A Scituate resident, Quina officially has been serving in the new capacity since Aug. 17, taking on the role nearly 30 years to the day she joined the URI faculty as a professor of psychology and women’s studies. The students’ passion fuels Quina’s desire for her work.
“I am completely devoted to the mission of the FCCE program,” Quina said. “The people who come here are changing their lives, and to be part of that transition is an honor. The faculty and staff here share that desire to make it work for the students.”
Quina has long served as the coordinator of the psychology degree program on the Providence campus. She also has been director of the behavioral science graduate program on the Kingston campus. In her new role, she will oversee all academic programs at the Feinstein Providence campus, which offers courses and degree programs to more than 3,000 students.
“I have had to adjust to some new responsibilities, but my philosophy since I first came here is that we are all in this together,” Quina said. “In this environment, everybody is working very closely together. With my background, I understand the needs of the faculty as well as the students. We have had a strong level of communication, which is important.”
During her career at URI, Quina’s research has examined the effects of childhood trauma in its various forms, gender and multicultural influences on human behavior, and the status of women in science and in academia.
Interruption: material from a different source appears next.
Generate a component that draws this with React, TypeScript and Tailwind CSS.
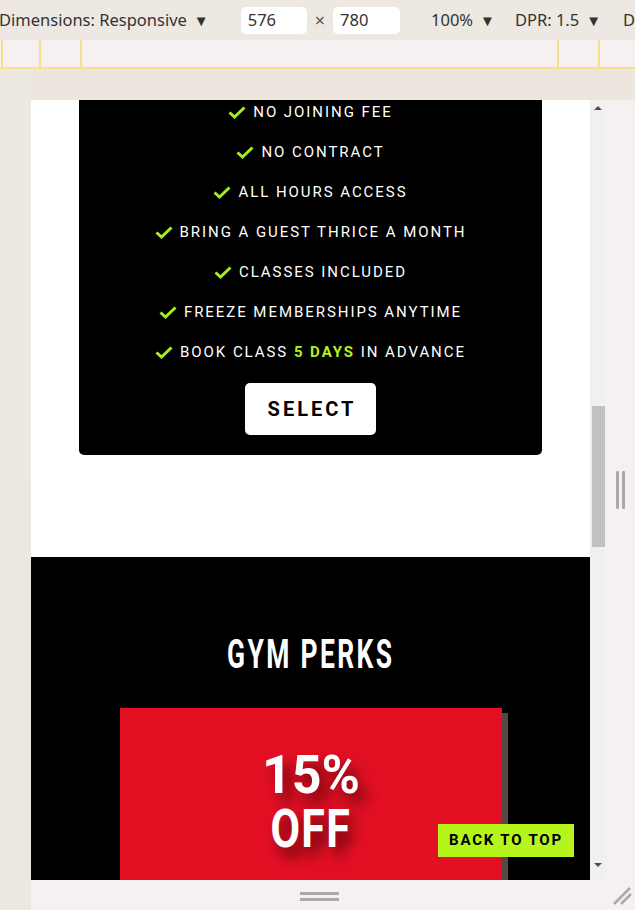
import React from "react";

const perks: React.ReactNode[] = [
  "NO JOINING FEE",
  "NO CONTRACT",
  "ALL HOURS ACCESS",
  "BRING A GUEST THRICE A MONTH",
  "CLASSES INCLUDED",
  "FREEZE MEMBERSHIPS ANYTIME",
  <>
    BOOK CLASS <span className="font-bold text-[#b3f21a]">5 DAYS</span> IN ADVANCE
  </>,
];

const Check = () => (
  <svg width="18" height="13" viewBox="0 0 18 13" fill="none" className="shrink-0">
    <path d="M1.5 6.5 L6.5 11 L16.5 1.5" stroke="#a6ee19" strokeWidth="3" />
  </svg>
);

const Caret = () => <span className="ml-[7px] text-[15px]">▼</span>;

const Toolbar = () => (
  <div className="h-[40px] bg-[#ede8e1] flex items-center whitespace-nowrap overflow-hidden text-[16.5px] text-[#333] font-['Noto_Sans',sans-serif]">
    <span className="shrink-0 -ml-[1px] flex items-center">
      Dimensions: Responsive
      <Caret />
    </span>
    <span className="shrink-0 ml-[32px] w-[66px] h-[27px] bg-white rounded-[5px] pl-[7px] flex items-center">576</span>
    <span className="shrink-0 mx-[8px] text-[18px] text-[#555]">×</span>
    <span className="shrink-0 w-[67px] h-[27px] bg-white rounded-[5px] pl-[7px] flex items-center">780</span>
    <span className="shrink-0 ml-[31px] flex items-center">
      100%
      <Caret />
    </span>
    <span className="shrink-0 ml-[20px] flex items-center">
      DPR: 1.5
      <Caret />
    </span>
    <span className="shrink-0 ml-[22px]">D</span>
  </div>
);

const Ruler = () => (
  <div className="h-[29px] bg-[#f6f1f0] border-b-2 border-[#fbe08a] flex">
    <div className="w-[2px] ml-[1px] bg-[#fbe08a]" />
    <div className="w-[2px] ml-[36px] bg-[#fbe08a]" />
    <div className="w-[2px] ml-[39px] bg-[#fbe08a]" />
    <div className="w-[2px] ml-[475px] bg-[#fbe08a]" />
    <div className="w-[2px] ml-[39px] bg-[#fbe08a]" />
  </div>
);

const Scrollbar = () => (
  <div className="w-[15px] bg-[#f0f0f0] flex flex-col items-center">
    <div className="mt-[6px] w-0 h-0 border-l-[4px] border-r-[4px] border-b-[4px] border-l-transparent border-r-transparent border-b-[#505050]" />
    <div className="mt-[296px] w-[13px] ml-[2px] h-[141px] bg-[#c1c1c1]" />
    <div className="mt-[316px] w-0 h-0 border-l-[4px] border-r-[4px] border-t-[4px] border-l-transparent border-r-transparent border-t-[#505050]" />
  </div>
);

const Page = () => (
  <div className="relative w-[559px] h-[780px] overflow-hidden bg-white font-['Roboto',sans-serif]">
    <div className="mx-auto w-[463px] bg-black rounded-b-[5px] flex flex-col items-center pt-[2px] pb-[20px]">
      <ul className="flex flex-col gap-[20px] items-center">
        {perks.map((p, i) => (
          <li key={i} className="h-[20px] flex items-center gap-[7px] text-white text-[15px] tracking-[0.13em]">
            <Check />
            <span>{p}</span>
          </li>
        ))}
      </ul>
      <button className="mt-[21px] w-[131px] h-[52px] bg-white rounded-[5px] text-black font-bold text-[20px] tracking-[0.15em] pl-[3px]">
        SELECT
      </button>
    </div>
    <div className="h-[102px]" />
    <section className="bg-black flex flex-col items-center pt-[80px] h-[400px]">
      <h2 className="h-[36px] flex items-center text-white text-[40px] font-bold tracking-[0.09em] leading-none">
        <span className="inline-block scale-x-[0.66]">GYM PERKS</span>
      </h2>
      <div className="mt-[35px] w-[382px] h-[260px] bg-[#e31024] shadow-[6px_5px_0_0_#574848] flex flex-col items-center pt-[40px]">
        <p className="text-white font-bold text-[53px] leading-[54px] text-center [text-shadow:8px_10px_14px_rgba(50,0,0,0.75)]">
          <span className="inline-block scale-x-[0.98]">15%</span>
          <br />
          <span className="inline-block scale-x-[0.81] tracking-[0.03em]">OFF</span>
        </p>
      </div>
    </section>
    <button className="absolute right-[16px] bottom-[23px] w-[136px] h-[33px] bg-[#b5f51b] text-black font-bold text-[15px] tracking-[0.12em]">
      BACK TO TOP
    </button>
  </div>
);

export default function App() {
  return (
    <div className="w-[635px] h-[910px] overflow-hidden bg-[#ede8e2] flex flex-col">
      <Toolbar />
      <Ruler />
      <div className="flex flex-1">
        <div className="w-[31px] bg-gradient-to-b from-[#ede8e2] to-[#ece7e0]" />
        <div className="flex flex-col flex-1">
          <div className="h-[31px] bg-[#ece6df]" />
          <div className="flex">
            <div className="flex">
              <Page />
              <Scrollbar />
            </div>
            <div className="flex-1 bg-[#f6f1f0] flex items-center justify-center gap-[3px] pl-[1px]">
              <div className="w-[3px] h-[38px] bg-[#a9a9a9] rounded-[1px]" />
              <div className="w-[3px] h-[38px] bg-[#a9a9a9] rounded-[1px]" />
            </div>
          </div>
          <div className="flex-1 bg-[#f6f1f0] relative flex flex-col items-center pt-[12px] gap-[3px] pr-[28px]">
            <div className="w-[39px] h-[3px] bg-[#a9a9a9]" />
            <div className="w-[39px] h-[3px] bg-[#a9a9a9]" />
            <svg className="absolute right-[3px] bottom-[5px]" width="20" height="18" viewBox="0 0 20 18">
              <path d="M2 17 L18 1 M9 17 L19 7" stroke="#a9a9a9" strokeWidth="2.5" />
            </svg>
          </div>
        </div>
      </div>
    </div>
  );
}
She also has coauthored or co-edited six books and numerous other publications and is a Fellow of the American Psychological Association.
A past president of the New England Psychological Association, Quina served on the Board of the Rhode Island Psychological Association, and is co-coordinator of the 2009 national conference of the Association for Women in Psychology.
Quina was named Woman of the Year by the Rhode Island Women's Political Caucus and the URI Association for Professional and Academic Women, and received the Faculty Diversity award from the URI Multicultural Center and the Founder’s Award from the Rhode Island Rape Crisis Center (now Day One). Nationally, she received the Christine Ladd Franklin Award for service and the Florence Denmark Mentoring Award from the Association for Women in Psychology.